October 3, 2017

When disputes arise at a unionized workplace, the first place to look for guidance is the collective agreement – the contract that governs the rights and responsibilities of employers and employees. But what if the meaning is not clear? Or there is a practice that ignores the language of the agreement? In this session, experts will explain the rules of collective agreement interpretation and demonstrate how they can be utilized to advance your position.

  • The Plain Meaning Rule: How do arbitrators analyze the precise language used in an agreement to interpret meaning? What is the “plain meaning rule?”
  • Purposive Interpretation: What is the difference between the way arbitrators interpret collective agreements and the way courts interpret standard commercial contracts? What is the reason for this difference? When interpreting the collective agreement, do/should arbitrators apply a strict construction approach or a liberal analysis similar to the “purposive analysis” that is applied to statutory interpretation?
  • Reading the Collective Agreement as a Whole: What does it mean to “read the collective agreement as a whole”? How do arbitrators analyze the relationship between words and clauses to discern the intention of the parties? What effect do marginal notes and headings in a collective agreement have in aiding interpretation? Does a preamble play any role in contract construction?
  • Implied Terms: When will arbitrators imply terms into a collective agreement? Should arbitrators imply terms of reasonableness, fairness, and good faith into collective agreements? What legislation is deemed to be implicitly part of the collective agreement? Are there limits to the principle enunciated in the Supreme Court’s decision in Parry Sound that arbitrators have the authority to interpret and apply all employment-related statutes as implied terms of the collective agreement?
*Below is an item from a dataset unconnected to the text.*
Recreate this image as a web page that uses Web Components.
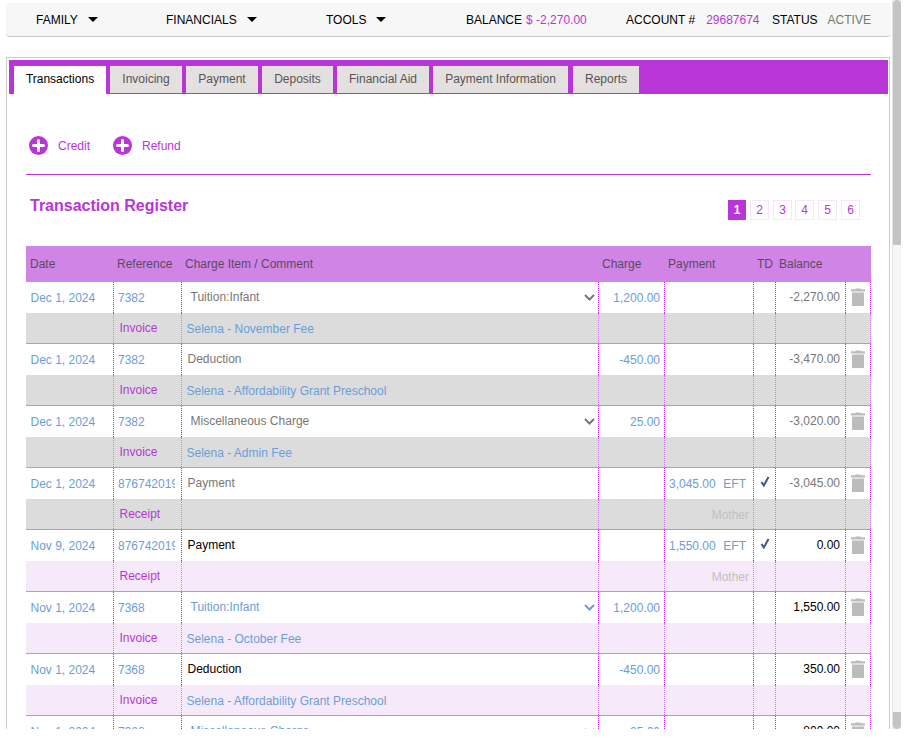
<!DOCTYPE html>
<html>
<head>
<meta charset="utf-8">
<title>Transaction Register</title>
<style>
  html, body { margin: 0; padding: 0; background: #fff; overflow: hidden; }
  body { font-family: "Liberation Sans", Arial, sans-serif; font-size: 12px; }
</style>
</head>
<body>
<app-shell>
  <top-nav></top-nav>
  <tab-panel>
    <action-link>Credit</action-link>
    <action-link>Refund</action-link>
  </tab-panel>
</app-shell>

<script>
const PURPLE = '#b836d8';
const BLUE = '#6a9edb';

const registros = [
  { fecha: 'Dec 1, 2024', ref: '7382', item: 'Tuition:Infant', select: true, charge: '1,200.00', balance: '-2,270.00', tipo: 'Invoice', nota: 'Selena - November Fee', modo: 'old' },
  { fecha: 'Dec 1, 2024', ref: '7382', item: 'Deduction', charge: '-450.00', balance: '-3,470.00', tipo: 'Invoice', nota: 'Selena - Affordability Grant Preschool', modo: 'old' },
  { fecha: 'Dec 1, 2024', ref: '7382', item: 'Miscellaneous Charge', select: true, charge: '25.00', balance: '-3,020.00', tipo: 'Invoice', nota: 'Selena - Admin Fee', modo: 'old' },
  { fecha: 'Dec 1, 2024', ref: '876742019', item: 'Payment', pago: '3,045.00', metodo: 'EFT', td: true, balance: '-3,045.00', tipo: 'Receipt', quien: 'Mother', modo: 'old' },
  { fecha: 'Nov 9, 2024', ref: '876742019', item: 'Payment', pago: '1,550.00', metodo: 'EFT', td: true, balance: '0.00', tipo: 'Receipt', quien: 'Mother', modo: 'new', itemColor: '#000' },
  { fecha: 'Nov 1, 2024', ref: '7368', item: 'Tuition:Infant', select: true, charge: '1,200.00', balance: '1,550.00', tipo: 'Invoice', nota: 'Selena - October Fee', modo: 'new', itemColor: BLUE },
  { fecha: 'Nov 1, 2024', ref: '7368', item: 'Deduction', charge: '-450.00', balance: '350.00', tipo: 'Invoice', nota: 'Selena - Affordability Grant Preschool', modo: 'new', itemColor: '#000' },
  { fecha: 'Nov 1, 2024', ref: '7368', item: 'Miscellaneous Charge', select: true, charge: '25.00', balance: '800.00', tipo: 'Invoice', nota: 'Selena - Admin Fee', modo: 'new', itemColor: BLUE }
];

class AppShell extends HTMLElement {
  constructor() {
    super();
    this.attachShadow({ mode: 'open' });
    this.shadowRoot.innerHTML = `
      <style>
        :host { display: flex; width: 906px; height: 739px; background: #fff; color: #000; }
        .main { width: 892px; height: 729px; overflow: hidden; padding: 3px 0 0 6px; box-sizing: border-box; }
        .bar { width: 9px; height: 729px; background: #f6f6f6; border-left: 1px solid #e4e4e4; box-sizing: border-box; display: flex; flex-direction: column; justify-content: space-between; }
        .thumb { background: #c4c4c4; }
        .up { height: 245px; border-radius: 5px 5px 0 0; }
        .down { height: 17px; border-radius: 0 0 5px 5px; }
      </style>
      <div class="main"><slot></slot></div>
      <div class="bar"><div class="thumb up"></div><div class="thumb down"></div></div>
    `;
  }
}

class NavMenu extends HTMLElement {
  constructor() {
    super();
    this.attachShadow({ mode: 'open' });
    this.shadowRoot.innerHTML = `
      <style>
        :host { display: flex; align-items: center; gap: 10px; }
        svg { display: block; }
      </style>
      <slot></slot>
      <svg width="10" height="5" viewBox="0 0 10 5"><path d="M0 0H10L5 5Z" fill="#000"/></svg>
    `;
  }
}

class TopNav extends HTMLElement {
  constructor() {
    super();
    this.attachShadow({ mode: 'open' });
    this.shadowRoot.innerHTML = `
      <style>
        :host { display: flex; align-items: center; width: 885px; height: 34px; padding-left: 30px; box-sizing: border-box; background: #f7f7f7; border-bottom: 1px solid #c8c8c8; border-radius: 4px; font: 12px "Liberation Sans", Arial, sans-serif; color: #000; }
        .c1 { width: 130px; } .c2 { width: 160px; } .c3 { width: 140px; }
        .bal { width: 160px; } .acc { width: 146px; }
        .p { color: ${PURPLE}; }
        .v { margin-left: 4px; }
        .acc .v { margin-left: 11px; }
        .st .v { margin-left: 10px; color: #6f7f62; }
      </style>
      <nav-menu class="c1">FAMILY</nav-menu>
      <nav-menu class="c2">FINANCIALS</nav-menu>
      <nav-menu class="c3">TOOLS</nav-menu>
      <div class="bal">BALANCE<span class="v p">$ -2,270.00</span></div>
      <div class="acc">ACCOUNT #<span class="v p">29687674</span></div>
      <div class="st">STATUS<span class="v">ACTIVE</span></div>
    `;
  }
}

class TabItem extends HTMLElement {
  constructor() {
    super();
    this.attachShadow({ mode: 'open' });
    this.shadowRoot.innerHTML = `
      <style>
        :host { display: flex; align-items: center; justify-content: center; height: 27px; padding-bottom: 2px; background: #e4e0e0; color: #555; box-sizing: border-box; }
        :host([active]) { background: #fff; color: #000; height: 28px; padding-bottom: 3px; }
      </style>
      <slot></slot>
    `;
  }
}

class ActionLink extends HTMLElement {
  constructor() {
    super();
    this.attachShadow({ mode: 'open' });
    this.shadowRoot.innerHTML = `
      <style>
        :host { display: flex; align-items: center; gap: 10px; width: 84px; height: 19px; color: ${PURPLE}; }
        svg { display: block; flex: none; }
      </style>
      <svg width="19" height="19" viewBox="0 0 19 19">
        <circle cx="9.5" cy="9.5" r="9.5" fill="${PURPLE}"/>
        <path d="M9.5 4.5V14.5M4.5 9.5H14.5" stroke="#fff" stroke-width="3" stroke-linecap="round"/>
      </svg>
      <slot></slot>
    `;
  }
}

class PageNumbers extends HTMLElement {
  constructor() {
    super();
    this.attachShadow({ mode: 'open' });
    const paginas = [1, 2, 3, 4, 5, 6].map(n => `<span class="${n === 1 ? 'on' : ''}">${n}</span>`).join('');
    this.shadowRoot.innerHTML = `
      <style>
        :host { display: flex; gap: 4px; margin-top: 3px; color: ${PURPLE}; }
        span { display: flex; align-items: center; justify-content: center; width: 19px; height: 20px; box-sizing: border-box; border: 1px solid #f5e6fa; }
        span:nth-child(5) { margin-left: -1px; }
        .on { width: 18px; background: ${PURPLE}; border-color: ${PURPLE}; color: #fff; font-weight: bold; }
      </style>
      ${paginas}
    `;
  }
}

class TxRow extends HTMLElement {
  constructor() {
    super();
    this.attachShadow({ mode: 'open' });
  }

  set data(r) {
    const gris = '#777';
    const color = r.itemColor || gris;
    const bal = r.modo === 'old' ? gris : '#000';
    const chevron = r.select ? `
      <svg class="chev" width="11" height="7" viewBox="0 0 11 7"><path d="M1 1L5.5 5.5L10 1" fill="none" stroke="${color}" stroke-width="2"/></svg>` : '';
    const pago = r.pago ? `<span>${r.pago}</span><span>${r.metodo}</span>` : '';
    const check = r.td ? `
      <svg width="10" height="11" viewBox="0 0 10 11"><path d="M1.5 6L3.8 9.5L8.5 1" fill="none" stroke="#47548f" stroke-width="2"/></svg>` : '';
    this.shadowRoot.innerHTML = `
      <style>
        :host { display: block; font: 12px "Liberation Sans", Arial, sans-serif; }
        .fila { display: grid; grid-template-columns: 87px 68px 417px 66px 89px 22px 70px 26px; }
        .top { height: 31px; background: #fff; }
        .sub { height: 31px; box-sizing: border-box; border-bottom: 1px solid #c98ae4; background: ${r.modo === 'old' ? '#dcdcdc' : '#f6eafa'}; }
        .fila > div { box-sizing: border-box; display: flex; align-items: center; min-width: 0; overflow: hidden; white-space: nowrap; }
        .fila > div + div { border-left: 1px dotted #c01cf0; }
        .sub > div + div { border-left-color: #c67fe6; }
        .fila > div:last-child { border-right: 1px dotted #c01cf0; }
        .sub > div:last-child { border-right-color: #c67fe6; }
        .blue { color: ${BLUE}; }
        .date { padding-left: 4.5px; }
        .ref { padding-left: 4px; }
        .ref span { display: block; width: 57px; overflow: hidden; }
        .item { color: ${color}; padding: 0 3px 2px ${r.select ? '8.5px' : '5.5px'}; justify-content: space-between; }
        .chev { margin: 2px 0 0 0; }
        .num { justify-content: flex-end; padding-right: 4px; }
        .pago { padding: 0 7px 0 4px; justify-content: space-between; }
        .td { justify-content: center; padding-bottom: 5px; }
        .bal { justify-content: flex-end; padding: 0 5px 2px 0; color: ${bal}; }
        .del { justify-content: center; padding-bottom: 2px; }
        .tipo { color: ${PURPLE}; padding-left: 5.5px; }
        .nota { padding: 2px 0 0 4.5px; }
        .quien { justify-content: flex-end; padding: 2px 4px 0 0; color: #bfbfbf; }
        svg { display: block; flex: none; }
      </style>
      <div class="fila top">
        <div class="date blue">${r.fecha}</div>
        <div class="ref blue"><span>${r.ref}</span></div>
        <div class="item"><span>${r.item}</span>${chevron}</div>
        <div class="num blue">${r.charge || ''}</div>
        <div class="pago blue">${pago}</div>
        <div class="td">${check}</div>
        <div class="bal">${r.balance}</div>
        <div class="del"><svg width="16" height="18" viewBox="0 0 16 18"><path d="M5.5 1.2V0.4H10.5V1.2H15V3.6H1V1.2Z M2 4.6H14V18H2Z" fill="#bcbcbc"/></svg></div>
      </div>
      <div class="fila sub">
        <div></div>
        <div class="tipo">${r.tipo}</div>
        <div class="nota blue">${r.nota || ''}</div>
        <div></div>
        <div class="quien">${r.quien || ''}</div>
        <div></div>
        <div></div>
        <div></div>
      </div>
    `;
  }
}

class TxTable extends HTMLElement {
  constructor() {
    super();
    this.attachShadow({ mode: 'open' });
    this.shadowRoot.innerHTML = `
      <style>
        :host { display: block; font: 12px "Liberation Sans", Arial, sans-serif; }
        .head { display: grid; grid-template-columns: 91px 68px 417px 66px 89px 22px 92px; height: 36px; align-items: center; background: #d084e6; color: #5a4a5e; }
        .head span { display: block; }
        .p4 { padding-left: 4px; }
      </style>
      <div class="head">
        <span class="p4">Date</span>
        <span>Reference</span>
        <span>Charge Item / Comment</span>
        <span>Charge</span>
        <span>Payment</span>
        <span>TD</span>
        <span>Balance</span>
      </div>
      <div id="filas"></div>
    `;
  }

  connectedCallback() {
    const cont = this.shadowRoot.querySelector('#filas');
    registros.forEach(r => {
      const fila = document.createElement('tx-row');
      fila.data = r;
      cont.appendChild(fila);
    });
  }
}

class TabPanel extends HTMLElement {
  constructor() {
    super();
    this.attachShadow({ mode: 'open' });
    const tabs = ['Transactions', 'Invoicing', 'Payment', 'Deposits', 'Financial Aid', 'Payment Information', 'Reports'];
    const anchos = [92, 72, 72, 71, 92, 135, 66];
    const items = tabs.map((t, i) => `<tab-item style="width:${anchos[i]}px${i === 6 ? ';margin-left:1px' : ''}" ${i === 0 ? 'active' : ''}>${t}</tab-item>`).join('');
    this.shadowRoot.innerHTML = `
      <style>
        :host { display: block; width: 884px; margin-top: 20px; padding: 2px 1px 0 2px; box-sizing: border-box; border: 1px solid #ccc; border-bottom: 0; background: #fff; font: 12px "Liberation Sans", Arial, sans-serif; }
        .strip { display: flex; align-items: flex-start; gap: 4px; height: 34px; padding: 6px 0 0 5px; box-sizing: border-box; background: ${PURPLE}; }
        .body { padding: 42px 17px 0; }
        .actions { display: flex; height: 19px; align-items: center; padding: 0 0 19px 3px; border-bottom: 1px solid ${PURPLE}; }
        .head { display: flex; justify-content: space-between; height: 71px; padding: 22px 11px 0 4px; box-sizing: border-box; }
        h2 { margin: 0; font-size: 16px; line-height: 18px; font-weight: bold; color: ${PURPLE}; }
      </style>
      <div class="strip">${items}</div>
      <div class="body">
        <div class="actions"><slot></slot></div>
        <div class="head">
          <h2>Transaction Register</h2>
          <page-numbers></page-numbers>
        </div>
        <tx-table></tx-table>
      </div>
    `;
  }
}

customElements.define('app-shell', AppShell);
customElements.define('nav-menu', NavMenu);
customElements.define('top-nav', TopNav);
customElements.define('tab-item', TabItem);
customElements.define('action-link', ActionLink);
customElements.define('page-numbers', PageNumbers);
customElements.define('tx-row', TxRow);
customElements.define('tx-table', TxTable);
customElements.define('tab-panel', TabPanel);
</script>
</body>
</html>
  • Insured Benefits Doctrine: What is the “four categories” test in Brown and Beatty? When do you have to go to court for disputes related to insurance benefit claims? When can you grieve?
  • Ambiguity, Past Practice and Negotiating History: When will collective agreement language be considered ambiguous such that evidence of past practice and negotiating history will be consulted by arbitrators to ascertain the parties’ intentions? What is the difference between latent and patent ambiguity?
  • Estoppel: When will the past conduct or representations of one party prevent it from enforcing its strict rights under the collective agreement?
  • Rules of Construction: What is meant by the following: expressio unius est exclusio alterius, ejusdem generis, contra proferentem, rule against absurdities, de minimis, specific vs. general? How are these canons of construction used by arbitrators to ascertain the meaning of collective agreement language?